I decided the gods must be looking after me. I know that a crew from the Māori Television current affairs programme Native Affairs had been to Standing Rock. But I was not part of a film crew with a driver, a photographer, a writer and full accreditation. I was just there from New Zealand by myself.
Jeff introduced me to his new family, Sasha Beaulieu, and Chad who was recovering from being tear gassed. It had badly affected his lungs. Jeff said his new family at Standing Rock meant everything to him, he gave up his job and home to make this last stand. Sasha said she was not part of the United States as her tribe had not signed a treaty.
An ancient cleansing ceremony had been conducted — Chad had started chanting. I felt like an intruder, but after all I was Scottish, and we knew all about dispossession and playing second fiddle to the English.

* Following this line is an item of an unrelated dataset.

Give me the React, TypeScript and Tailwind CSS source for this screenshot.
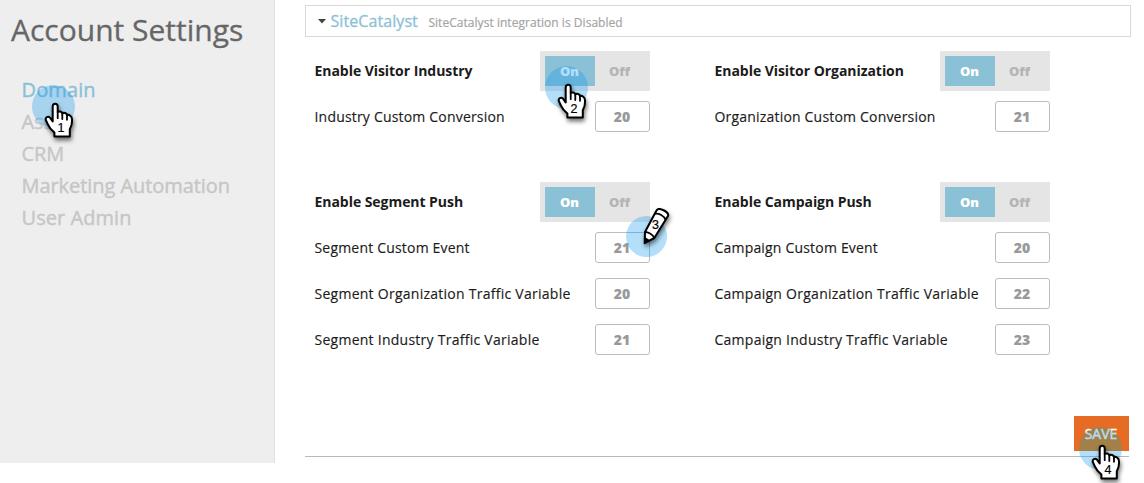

Sasha and I had connected immediately, and I promised to send her a dictaphone so she could write her story. I gave a food donation, and they said I could stay but they urgently needed wood as another storm had been forecast for the next day.
I met Dili from British Columbia, who was leaving as her car had been stuck and she was not prepared. People had just dumped tents and gone. Jeff and his crew were clearing up, they were all thankful for Jeff being there. I in turn, was thankful to have the opportunity to meet them. They asked me if I would like to stay and if I wanted food, and I said I would help in other ways. I stayed three hours all up and we discussed many things.
The Chairman had indicated that he had made a mistake asking all those to leave. There seemed to be a bit of distrust. Jeff and the frontline warriors had been of the view that the pipeline would continue, and there had been reports that the drilling hasn’t stopped, even though there had been an Obama Federal decision, and that Trump was going to overturn it when he was inaugurated on January 20th.
Why did Obama not do more? Justin Trudeau soon gave in to the British-Columbia pipeline up in Canada. Corporates, it seems, dominate and humanity is doomed if we cannot stop this polluting madness. I agree with Chad and Jeff. It is common sense that humanity has pure drinking water.